Haken famously described an algorithm to solve the homeomorphism problem for the 3-manifolds that bear his name (fleshed out by many others, including Hemion and Matveev who fixed some gaps). But it's often natural to consider 3-manifolds equipped with an orientation, and so my question is:
Question 1: Is there an algorithm in the literature that determines whether or not a pair of oriented Haken 3-manifolds M and N are orientedly homeomorphic?

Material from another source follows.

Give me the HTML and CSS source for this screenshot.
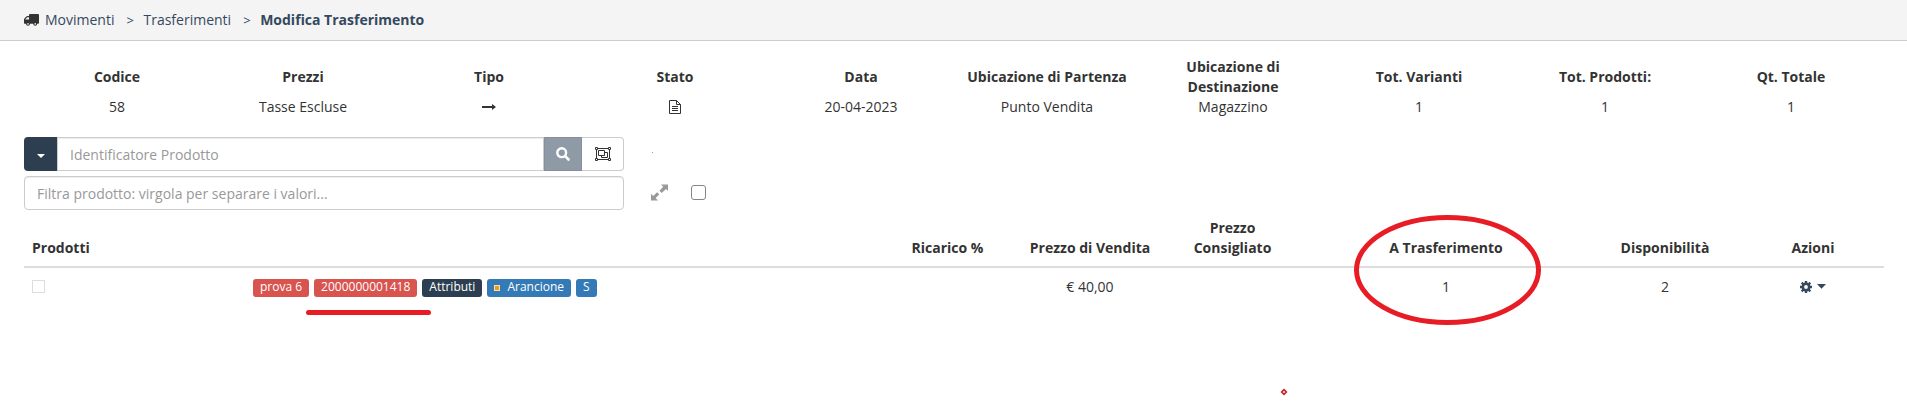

By Haken's Algorithm, we can reduce to the case in which M and N are (unorientedly) homeomorphic, and so the question can be reduced to:
Question 2: Is there an algorithm in the literature that determines whether or not an orientable Haken 3-manifold M admits an orientation-reversing self-homeomorphism?
Notes:
Note the words 'in the literature'. I don't really doubt that this algorithm exists, but the details seem quite complicated, particularly in the non-geometric case, so I hope that someone will be able to supply a reference. A very short argument would also be nice. Answers of the form 'I don't know, but I'm sure it can be done if you work out each geometric case individually and then think hard enough about the JSJ decomposition', while appreciated, would be less useful.
The hyperbolic case can be deduced from Sela's solution to the homeomorphism problem, which also computes the automorphism group. I've no doubt the other non-Haken cases can be handled similarly. Hence my interest in the Haken case.
It may be that a simple modification of Haken's Algorithm handles the oriented case. This isn't at all clear to me, but I would be very interested to hear if it's true.
(added later) I would also be happy to confirm that this question is `open' (in the sense that an answer is not in the literature, rather than that the answer is in doubt)---I very much suspect that this is the case. An authoritative pronouncement by someone who knows the literature very well would therefore be a valid answer.